Let the number of Rs 50 notes be x and the number of Rs 100 notes be y.

Now, according to the question,

$x+y=25..........(1)$

And

$50x+100y=2000$

$\Rightarrow x+2y=40.............(2)$

Now, subtracting (1) from (2), we get

$y=15$

Putting this value in (1).

$x+15=25$

$\Rightarrow x=10$

Hence, Meena received 10, 50 Rs notes and 15, 100 Rs notes.

Q2(v): Form the pair of linear equations in the following problems and find their solutions (if they exist) by the elimination method : (v) A lending library has a fixed charge for the first three days and an additional charge for each day thereafter. Saritha paid Rs 27 for a book kept for seven days, while Susy paid Rs 21 for the book she kept for five days. Find the fixed charge and the charge for each extra day.

Answer:

Let the fixed charge be x, and per day charge is y.
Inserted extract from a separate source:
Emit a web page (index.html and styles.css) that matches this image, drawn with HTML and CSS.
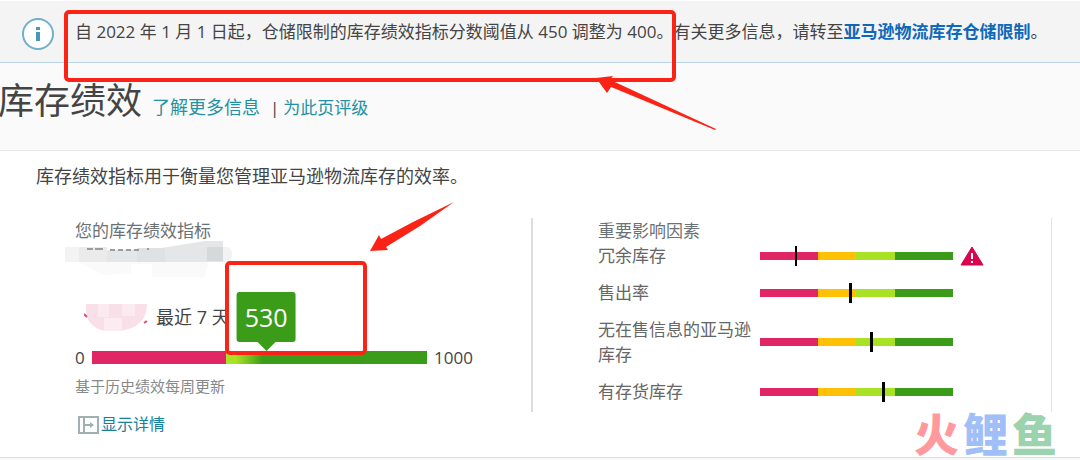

Now, according to the question,

$x+4y=27...........(1)$

And

$x+2y=21...........(2)$

Now, Subtracting (2) from (1). We get,

$4y-2y=27-21$

$\Rightarrow 2y=6$

$\Rightarrow y=3$

Putting this in (1)

$x+4(3)=27$

$\Rightarrow x=27-12=15$

Hence, the fixed charge is 15 Rs and the per-day charge is 3 Rs.